Puppies up to the age a year are also susceptible to sudden and severe lameness. This is due to a combination of the weight and density of the muscle, rapid growth rate and the active character of the breed. Great leaps, sudden changes of direction or sudden stops at high speeds produce a great deal of strain on the immature joints and ligaments of this very muscular breed. The joints are simply not "set" enough to resist the torque applied by the weight and musculature of the young dog. For this reason young dogs should not be encouraged in this type of activity until they are fully mature.
Bull Terriers shed their coats twice a year. The loose hair can be removed by a daily rubdown with a special rubber glove, the hair does shed during these periods and the white hairs are more noticeable than the colored ones on furniture and clothes.
Old age brings on the usual battery of infirmities to which Bull Terriers are not immune. A Bull Terrier may well live an active and healthy life until he is eleven or twelve which is about the normal life span of this breed.
Males and females vary only slightly in temperament. The unaltered males tend not to tolerate prolonged association with other unaltered males as previously noted. Undesirable tendencies based on the sex drive can be remarkably reduced by spaying and neutering females as well as males. There can be more difference in the temperament of families of Bull Terriers than in general between the sexes. Some families tend to be more possessive and less tolerant of other dogs than others, and some families have a tendency to some shyness and apprehension with strangers and in strange places.
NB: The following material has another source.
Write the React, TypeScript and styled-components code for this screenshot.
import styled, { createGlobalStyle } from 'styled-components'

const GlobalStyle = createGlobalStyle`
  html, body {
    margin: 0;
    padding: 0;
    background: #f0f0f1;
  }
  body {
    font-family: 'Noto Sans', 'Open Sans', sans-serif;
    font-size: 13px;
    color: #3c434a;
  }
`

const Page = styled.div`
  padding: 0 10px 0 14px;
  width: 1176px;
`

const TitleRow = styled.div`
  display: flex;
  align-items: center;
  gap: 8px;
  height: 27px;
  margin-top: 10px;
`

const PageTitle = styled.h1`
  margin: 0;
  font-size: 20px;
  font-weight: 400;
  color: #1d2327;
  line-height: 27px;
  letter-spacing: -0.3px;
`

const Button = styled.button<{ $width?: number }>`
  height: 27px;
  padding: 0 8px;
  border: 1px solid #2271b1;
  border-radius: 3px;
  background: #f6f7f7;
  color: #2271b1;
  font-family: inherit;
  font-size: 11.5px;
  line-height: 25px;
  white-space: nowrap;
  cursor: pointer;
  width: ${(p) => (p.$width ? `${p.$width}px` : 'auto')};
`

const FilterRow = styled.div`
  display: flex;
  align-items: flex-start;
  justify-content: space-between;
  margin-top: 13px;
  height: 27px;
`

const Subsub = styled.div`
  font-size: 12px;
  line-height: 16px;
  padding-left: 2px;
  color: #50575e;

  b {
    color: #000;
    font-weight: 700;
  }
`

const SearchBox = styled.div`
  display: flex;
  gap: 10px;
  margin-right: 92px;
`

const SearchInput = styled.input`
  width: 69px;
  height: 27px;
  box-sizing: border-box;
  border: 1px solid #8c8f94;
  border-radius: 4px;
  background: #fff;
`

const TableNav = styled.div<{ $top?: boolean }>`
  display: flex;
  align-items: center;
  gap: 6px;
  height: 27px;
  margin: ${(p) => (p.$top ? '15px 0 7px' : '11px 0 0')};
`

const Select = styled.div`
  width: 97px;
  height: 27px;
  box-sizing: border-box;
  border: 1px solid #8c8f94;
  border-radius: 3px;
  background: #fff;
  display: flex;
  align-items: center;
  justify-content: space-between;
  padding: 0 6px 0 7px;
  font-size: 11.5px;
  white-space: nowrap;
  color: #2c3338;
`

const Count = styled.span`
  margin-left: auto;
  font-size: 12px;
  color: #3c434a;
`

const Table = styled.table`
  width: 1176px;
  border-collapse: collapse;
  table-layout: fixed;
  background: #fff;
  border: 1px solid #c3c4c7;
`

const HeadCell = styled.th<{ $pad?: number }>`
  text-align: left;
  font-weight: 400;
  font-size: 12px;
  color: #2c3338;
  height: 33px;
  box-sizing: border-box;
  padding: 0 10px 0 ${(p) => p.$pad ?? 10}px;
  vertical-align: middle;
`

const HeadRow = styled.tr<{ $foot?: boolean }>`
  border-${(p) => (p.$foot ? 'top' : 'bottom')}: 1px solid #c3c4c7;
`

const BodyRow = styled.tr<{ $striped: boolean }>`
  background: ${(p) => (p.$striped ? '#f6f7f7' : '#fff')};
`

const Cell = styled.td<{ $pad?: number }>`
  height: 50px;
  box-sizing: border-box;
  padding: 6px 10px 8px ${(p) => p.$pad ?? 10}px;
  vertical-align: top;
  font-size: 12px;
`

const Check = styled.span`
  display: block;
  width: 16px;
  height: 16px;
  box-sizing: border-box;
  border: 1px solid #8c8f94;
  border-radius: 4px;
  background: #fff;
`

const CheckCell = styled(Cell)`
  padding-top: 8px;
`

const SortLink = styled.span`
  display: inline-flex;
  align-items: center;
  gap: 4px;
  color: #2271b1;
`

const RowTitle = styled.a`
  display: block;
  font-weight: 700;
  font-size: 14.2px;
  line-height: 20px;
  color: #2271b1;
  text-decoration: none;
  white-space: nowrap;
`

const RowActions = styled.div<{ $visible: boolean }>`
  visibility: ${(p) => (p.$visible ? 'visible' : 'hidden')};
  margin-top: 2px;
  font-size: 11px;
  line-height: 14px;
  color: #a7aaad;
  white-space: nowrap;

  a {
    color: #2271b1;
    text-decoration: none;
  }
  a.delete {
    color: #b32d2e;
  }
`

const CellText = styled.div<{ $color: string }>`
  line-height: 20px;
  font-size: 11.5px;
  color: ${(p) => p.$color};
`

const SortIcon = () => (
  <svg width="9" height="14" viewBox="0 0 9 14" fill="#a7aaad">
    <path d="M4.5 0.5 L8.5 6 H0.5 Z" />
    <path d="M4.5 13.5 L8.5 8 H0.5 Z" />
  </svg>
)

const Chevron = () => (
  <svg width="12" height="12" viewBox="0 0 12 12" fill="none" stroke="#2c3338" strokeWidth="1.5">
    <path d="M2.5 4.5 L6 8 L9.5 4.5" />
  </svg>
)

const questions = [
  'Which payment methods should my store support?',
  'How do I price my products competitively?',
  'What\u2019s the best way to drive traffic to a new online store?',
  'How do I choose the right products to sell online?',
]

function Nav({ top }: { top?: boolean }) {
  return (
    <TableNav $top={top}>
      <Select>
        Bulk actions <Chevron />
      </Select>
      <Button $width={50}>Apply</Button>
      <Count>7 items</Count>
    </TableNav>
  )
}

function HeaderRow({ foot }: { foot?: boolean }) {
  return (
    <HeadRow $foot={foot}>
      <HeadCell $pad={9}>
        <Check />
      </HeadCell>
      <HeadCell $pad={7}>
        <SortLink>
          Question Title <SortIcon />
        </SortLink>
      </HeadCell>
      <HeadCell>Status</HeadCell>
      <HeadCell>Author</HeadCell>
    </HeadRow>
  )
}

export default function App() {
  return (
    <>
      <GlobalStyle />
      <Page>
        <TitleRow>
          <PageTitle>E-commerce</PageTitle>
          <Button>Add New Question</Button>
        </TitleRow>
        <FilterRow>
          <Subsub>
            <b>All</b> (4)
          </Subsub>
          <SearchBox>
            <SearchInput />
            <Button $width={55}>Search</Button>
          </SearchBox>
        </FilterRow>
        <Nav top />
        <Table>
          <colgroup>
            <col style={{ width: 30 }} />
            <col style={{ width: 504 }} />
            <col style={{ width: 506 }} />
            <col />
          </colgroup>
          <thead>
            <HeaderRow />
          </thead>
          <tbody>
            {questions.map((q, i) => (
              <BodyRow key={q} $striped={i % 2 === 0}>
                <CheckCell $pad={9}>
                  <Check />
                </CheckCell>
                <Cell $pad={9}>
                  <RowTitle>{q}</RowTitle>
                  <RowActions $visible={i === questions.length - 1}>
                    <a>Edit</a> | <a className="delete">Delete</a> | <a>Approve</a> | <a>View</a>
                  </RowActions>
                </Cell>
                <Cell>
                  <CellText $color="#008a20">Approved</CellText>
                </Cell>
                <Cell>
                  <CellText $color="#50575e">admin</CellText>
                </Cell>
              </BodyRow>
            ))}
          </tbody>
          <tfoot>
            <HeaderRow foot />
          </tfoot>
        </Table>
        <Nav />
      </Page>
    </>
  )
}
Some families are very bright and innovative (which can be a mixed blessing) and some are less intellectual and more placid.
A Bull Terrier which is acquired with future breeding in mind should be selected for qualities of conformation and temperament which will produce top quality puppies. The responsibilities of breeding a litter of Bull Terriers must be assumed by the owner of the mother, and it is very important that they be adhered to faithfully if the breed is to continue to be as temperamentally and physically sound as it is today.
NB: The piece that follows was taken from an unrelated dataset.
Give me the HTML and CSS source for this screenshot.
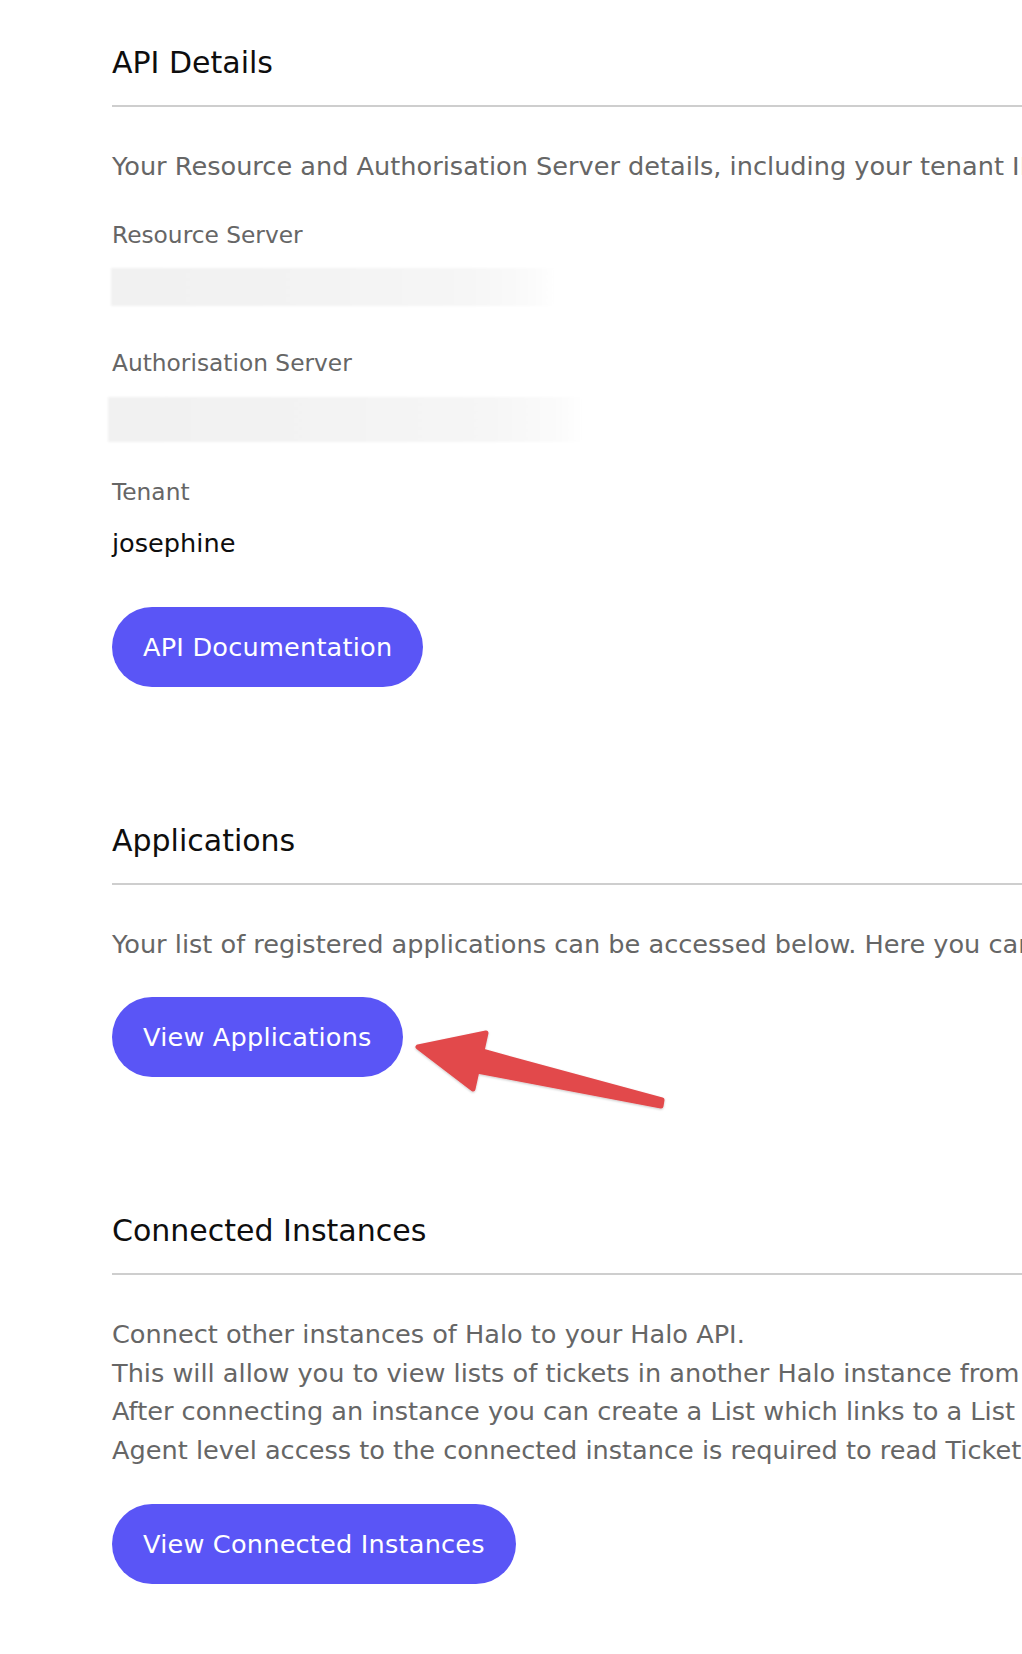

The breeder of the litter should select a mate for his bitch which has excellent physical properties as well as a good temperament. The puppies must be placed in homes suitable to the special needs and requirements of this breed. This often means keeping puppies for months until suitable homes are found. Puppy buyers should be encouraged to have their animals assessed by an authority before they breed them, and all females which are not up to breeding quality should be kept as pets and not bred from. Breeders should also be prepared to either take back dogs which they have sold to homes which don't work out, or help the owners of their Bull Terriers place them in another suitable home.
Bull Terriers are unique in the spectrum of dogs. They have been carefully selected and bred largely by responsible and caring people who understand the legacy of their chosen breed. They can give tremendous joy or wreck havoc depending on the time and effort spent by their owners to control and develop their special character.